WHAT TO DO: Transcribe the records that follow in their entirety, omitting any pictures.

(Entries with page source code)

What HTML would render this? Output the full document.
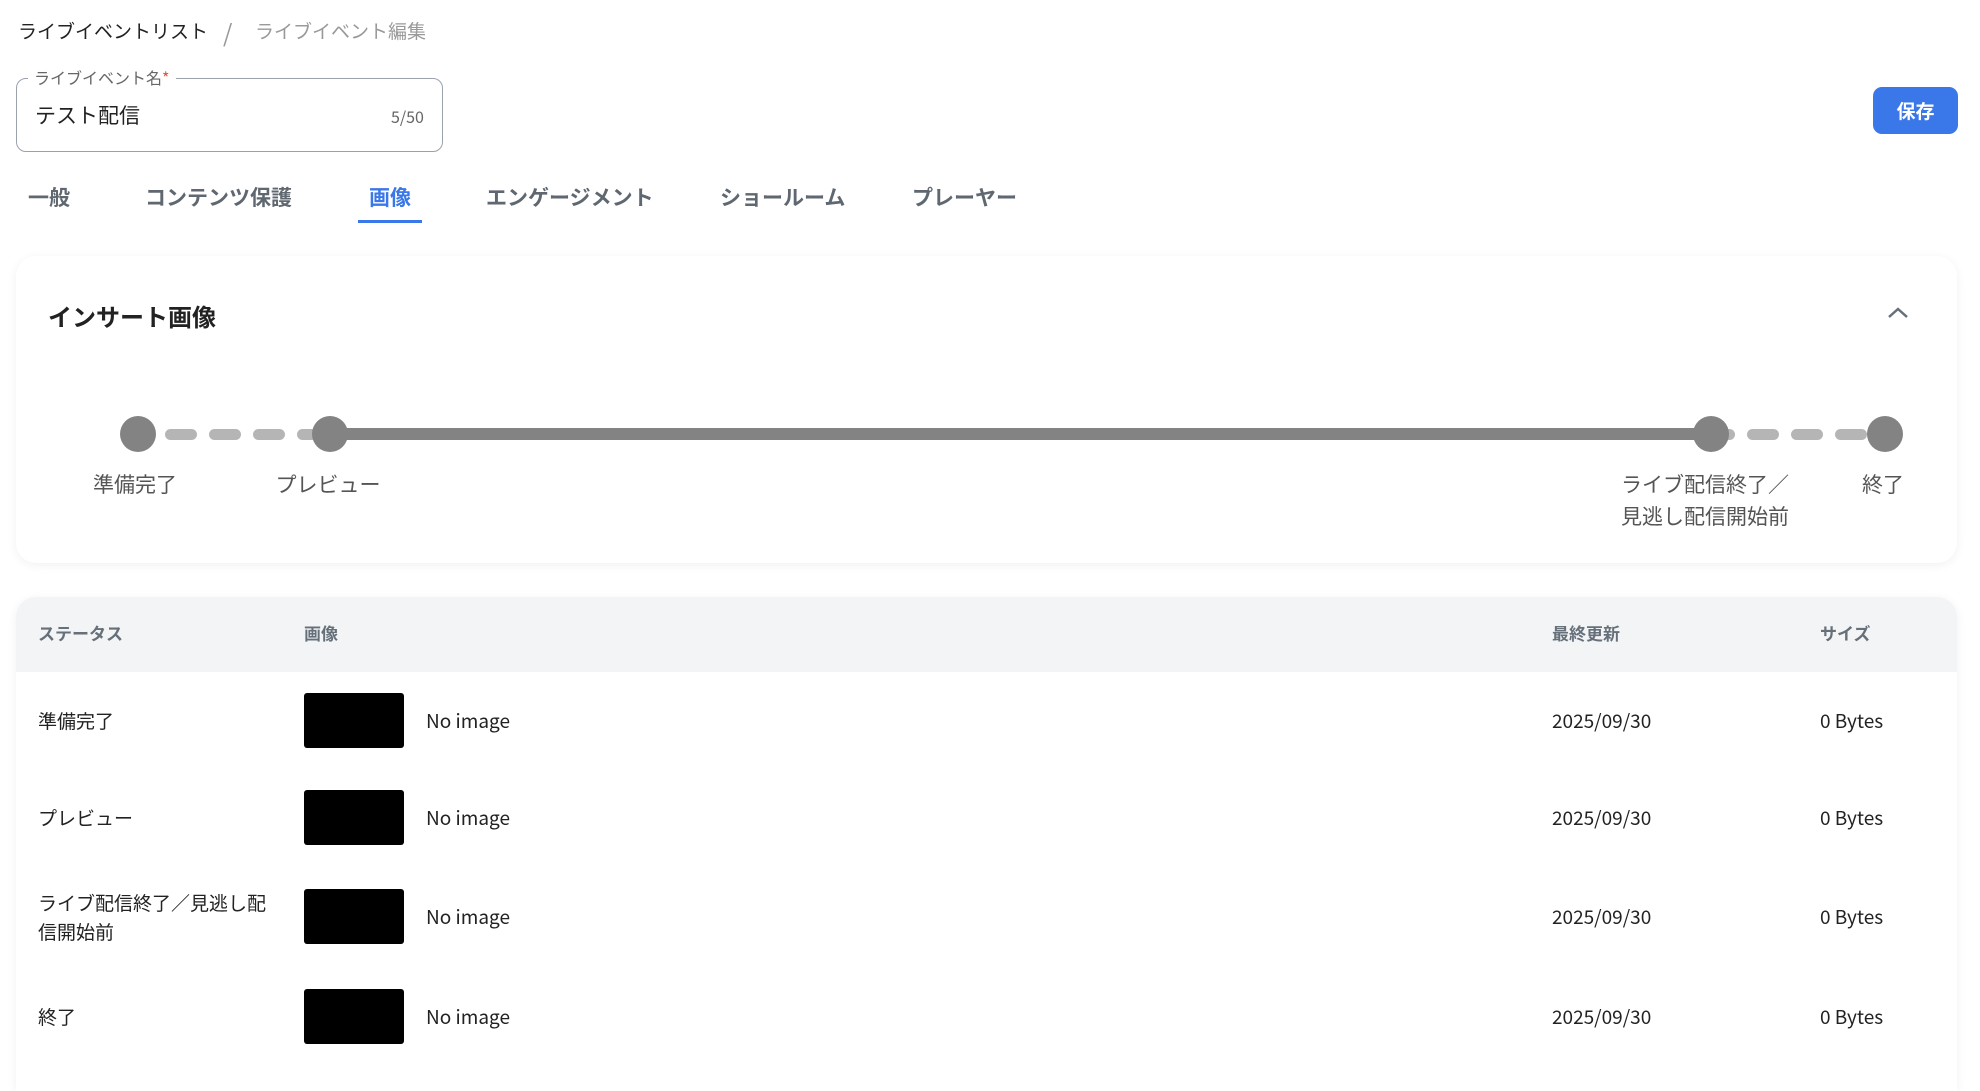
<!DOCTYPE html>
<html style="overflow:hidden;height:1091px"><head><meta charset="utf-8"><style>
*{box-sizing:border-box;margin:0;padding:0}
body{width:1980px;height:1091px;background:#fff;font-family:"Noto Sans CJK JP","Liberation Sans",sans-serif;position:relative;overflow:hidden;color:#222}
.a{position:absolute;white-space:nowrap}
.tab{position:absolute;top:182px;font-size:21px;font-weight:bold;color:#5f6770}
.card{position:absolute;left:16px;width:1941px;background:#fff;border-radius:20px;box-shadow:0 2px 10px rgba(0,0,0,0.06)}
.dot{position:absolute;width:36px;height:36px;border-radius:50%;background:#838383;top:416px}
.dash{position:absolute;width:32px;height:11px;border-radius:6px;background:#b5b5b5;top:429px}
.lbl{position:absolute;font-size:21px;color:#555;text-align:center;line-height:32px;white-space:nowrap}
.th{position:absolute;top:620px;font-size:17px;font-weight:bold;color:#66707a}
.td{position:absolute;font-size:19px;color:#222;white-space:nowrap}
.img{position:absolute;left:304px;width:100px;height:55px;background:#000;border-radius:3px}
</style></head><body>
<div class="a" style="left:18px;top:17px;font-size:19px;color:#222">ライブイベントリスト</div>
<div class="a" style="left:223px;top:14px;font-size:24px;color:#999">/</div>
<div class="a" style="left:255px;top:17px;font-size:19px;color:#999">ライブイベント編集</div>

<div style="position:absolute;left:16px;top:78px;width:427px;height:74px;border:1px solid #9aa2ad;border-radius:10px"></div>
<div class="a" style="left:28px;top:65px;background:#fff;padding:0 6px;font-size:16px;color:#666">ライブイベント名<span style="color:#e5533d">*</span></div>
<div class="a" style="left:35px;top:100px;font-size:21px;color:#222">テスト配信</div>
<div class="a" style="left:391px;top:104px;font-size:16px;color:#666">5/50</div>

<div style="position:absolute;left:1873px;top:87px;width:85px;height:47px;background:#3a77e8;border-radius:9px;color:#fff;font-weight:bold;font-size:19px;text-align:center;line-height:47px">保存</div>

<div class="tab" style="left:28px">一般</div>
<div class="tab" style="left:145px">コンテンツ保護</div>
<div class="tab" style="left:369px;color:#3a77e8">画像</div>
<div class="tab" style="left:486px">エンゲージメント</div>
<div class="tab" style="left:720px">ショールーム</div>
<div class="tab" style="left:912px">プレーヤー</div>
<div style="position:absolute;left:358px;top:220px;width:64px;height:3px;background:#3a77e8"></div>

<div class="card" style="top:256px;height:307px"></div>
<div class="a" style="left:48px;top:298px;font-size:24px;font-weight:bold;color:#222">インサート画像</div>
<svg style="position:absolute;left:1886px;top:306px" width="24" height="14" viewBox="0 0 24 14"><path d="M3 11 L12 3 L21 11" fill="none" stroke="#66707a" stroke-width="2.5"/></svg>

<div class="dash" style="left:165px"></div>
<div class="dash" style="left:209px"></div>
<div class="dash" style="left:253px"></div>
<div class="dash" style="left:297px"></div>
<div style="position:absolute;left:330px;top:428px;width:1381px;height:12px;background:#838383"></div>
<div class="dash" style="left:1703px"></div>
<div class="dash" style="left:1747px"></div>
<div class="dash" style="left:1791px"></div>
<div class="dash" style="left:1835px"></div>
<div class="dot" style="left:120px"></div>
<div class="dot" style="left:312px"></div>
<div class="dot" style="left:1693px"></div>
<div class="dot" style="left:1867px"></div>
<div class="lbl" style="left:85px;top:468px;width:100px">準備完了</div>
<div class="lbl" style="left:268px;top:468px;width:120px">プレビュー</div>
<div class="lbl" style="left:1605px;top:468px;width:200px">ライブ配信終了／<br>見逃し配信開始前</div>
<div class="lbl" style="left:1843px;top:468px;width:80px">終了</div>

<div class="card" style="top:597px;height:494px;overflow:hidden;border-radius:20px 20px 0 0"><div style="height:75px;background:#f3f4f6"></div></div>
<div class="th" style="left:38px">ステータス</div>
<div class="th" style="left:304px">画像</div>
<div class="th" style="left:1552px">最終更新</div>
<div class="th" style="left:1820px">サイズ</div>

<div class="td" style="left:38px;top:707px">準備完了</div>
<div class="img" style="top:693px"></div>
<div class="td" style="left:426px;top:707px">No image</div>
<div class="td" style="left:1552px;top:707px">2025/09/30</div>
<div class="td" style="left:1820px;top:707px">0 Bytes</div>

<div class="td" style="left:38px;top:804px">プレビュー</div>
<div class="img" style="top:790px"></div>
<div class="td" style="left:426px;top:804px">No image</div>
<div class="td" style="left:1552px;top:804px">2025/09/30</div>
<div class="td" style="left:1820px;top:804px">0 Bytes</div>

<div class="td" style="left:38px;top:888px;line-height:29px">ライブ配信終了／見逃し配<br>信開始前</div>
<div class="img" style="top:889px"></div>
<div class="td" style="left:426px;top:903px">No image</div>
<div class="td" style="left:1552px;top:903px">2025/09/30</div>
<div class="td" style="left:1820px;top:903px">0 Bytes</div>

<div class="td" style="left:38px;top:1003px">終了</div>
<div class="img" style="top:989px"></div>
<div class="td" style="left:426px;top:1003px">No image</div>
<div class="td" style="left:1552px;top:1003px">2025/09/30</div>
<div class="td" style="left:1820px;top:1003px">0 Bytes</div>
</body></html>
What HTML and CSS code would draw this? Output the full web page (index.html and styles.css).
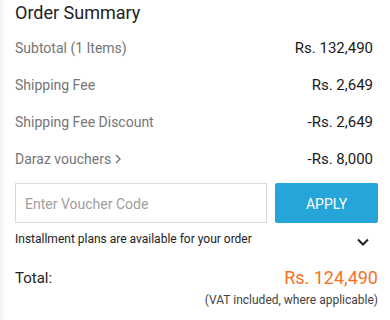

TASK RESPONSE:
What HTML would render this? Output the full document.
<!DOCTYPE html>
<html style="overflow:hidden;height:1091px"><head><meta charset="utf-8"><style>
*{box-sizing:border-box;margin:0;padding:0}
body{width:1980px;height:1091px;background:#fff;font-family:"Noto Sans CJK JP","Liberation Sans",sans-serif;position:relative;overflow:hidden;color:#222}
.a{position:absolute;white-space:nowrap}
.tab{position:absolute;top:182px;font-size:21px;font-weight:bold;color:#5f6770}
.card{position:absolute;left:16px;width:1941px;background:#fff;border-radius:20px;box-shadow:0 2px 10px rgba(0,0,0,0.06)}
.dot{position:absolute;width:36px;height:36px;border-radius:50%;background:#838383;top:416px}
.dash{position:absolute;width:32px;height:11px;border-radius:6px;background:#b5b5b5;top:429px}
.lbl{position:absolute;font-size:21px;color:#555;text-align:center;line-height:32px;white-space:nowrap}
.th{position:absolute;top:620px;font-size:17px;font-weight:bold;color:#66707a}
.td{position:absolute;font-size:19px;color:#222;white-space:nowrap}
.img{position:absolute;left:304px;width:100px;height:55px;background:#000;border-radius:3px}
</style></head><body>
<div class="a" style="left:18px;top:17px;font-size:19px;color:#222">ライブイベントリスト</div>
<div class="a" style="left:223px;top:14px;font-size:24px;color:#999">/</div>
<div class="a" style="left:255px;top:17px;font-size:19px;color:#999">ライブイベント編集</div>

<div style="position:absolute;left:16px;top:78px;width:427px;height:74px;border:1px solid #9aa2ad;border-radius:10px"></div>
<div class="a" style="left:28px;top:65px;background:#fff;padding:0 6px;font-size:16px;color:#666">ライブイベント名<span style="color:#e5533d">*</span></div>
<div class="a" style="left:35px;top:100px;font-size:21px;color:#222">テスト配信</div>
<div class="a" style="left:391px;top:104px;font-size:16px;color:#666">5/50</div>

<div style="position:absolute;left:1873px;top:87px;width:85px;height:47px;background:#3a77e8;border-radius:9px;color:#fff;font-weight:bold;font-size:19px;text-align:center;line-height:47px">保存</div>

<div class="tab" style="left:28px">一般</div>
<div class="tab" style="left:145px">コンテンツ保護</div>
<div class="tab" style="left:369px;color:#3a77e8">画像</div>
<div class="tab" style="left:486px">エンゲージメント</div>
<div class="tab" style="left:720px">ショールーム</div>
<div class="tab" style="left:912px">プレーヤー</div>
<div style="position:absolute;left:358px;top:220px;width:64px;height:3px;background:#3a77e8"></div>

<div class="card" style="top:256px;height:307px"></div>
<div class="a" style="left:48px;top:298px;font-size:24px;font-weight:bold;color:#222">インサート画像</div>
<svg style="position:absolute;left:1886px;top:306px" width="24" height="14" viewBox="0 0 24 14"><path d="M3 11 L12 3 L21 11" fill="none" stroke="#66707a" stroke-width="2.5"/></svg>

<div class="dash" style="left:165px"></div>
<div class="dash" style="left:209px"></div>
<div class="dash" style="left:253px"></div>
<div class="dash" style="left:297px"></div>
<div style="position:absolute;left:330px;top:428px;width:1381px;height:12px;background:#838383"></div>
<div class="dash" style="left:1703px"></div>
<div class="dash" style="left:1747px"></div>
<div class="dash" style="left:1791px"></div>
<div class="dash" style="left:1835px"></div>
<div class="dot" style="left:120px"></div>
<div class="dot" style="left:312px"></div>
<div class="dot" style="left:1693px"></div>
<div class="dot" style="left:1867px"></div>
<div class="lbl" style="left:85px;top:468px;width:100px">準備完了</div>
<div class="lbl" style="left:268px;top:468px;width:120px">プレビュー</div>
<div class="lbl" style="left:1605px;top:468px;width:200px">ライブ配信終了／<br>見逃し配信開始前</div>
<div class="lbl" style="left:1843px;top:468px;width:80px">終了</div>

<div class="card" style="top:597px;height:494px;overflow:hidden;border-radius:20px 20px 0 0"><div style="height:75px;background:#f3f4f6"></div></div>
<div class="th" style="left:38px">ステータス</div>
<div class="th" style="left:304px">画像</div>
<div class="th" style="left:1552px">最終更新</div>
<div class="th" style="left:1820px">サイズ</div>

<div class="td" style="left:38px;top:707px">準備完了</div>
<div class="img" style="top:693px"></div>
<div class="td" style="left:426px;top:707px">No image</div>
<div class="td" style="left:1552px;top:707px">2025/09/30</div>
<div class="td" style="left:1820px;top:707px">0 Bytes</div>

<div class="td" style="left:38px;top:804px">プレビュー</div>
<div class="img" style="top:790px"></div>
<div class="td" style="left:426px;top:804px">No image</div>
<div class="td" style="left:1552px;top:804px">2025/09/30</div>
<div class="td" style="left:1820px;top:804px">0 Bytes</div>

<div class="td" style="left:38px;top:888px;line-height:29px">ライブ配信終了／見逃し配<br>信開始前</div>
<div class="img" style="top:889px"></div>
<div class="td" style="left:426px;top:903px">No image</div>
<div class="td" style="left:1552px;top:903px">2025/09/30</div>
<div class="td" style="left:1820px;top:903px">0 Bytes</div>

<div class="td" style="left:38px;top:1003px">終了</div>
<div class="img" style="top:989px"></div>
<div class="td" style="left:426px;top:1003px">No image</div>
<div class="td" style="left:1552px;top:1003px">2025/09/30</div>
<div class="td" style="left:1820px;top:1003px">0 Bytes</div>
</body></html>
What HTML and CSS code would draw this? Output the full web page (index.html and styles.css).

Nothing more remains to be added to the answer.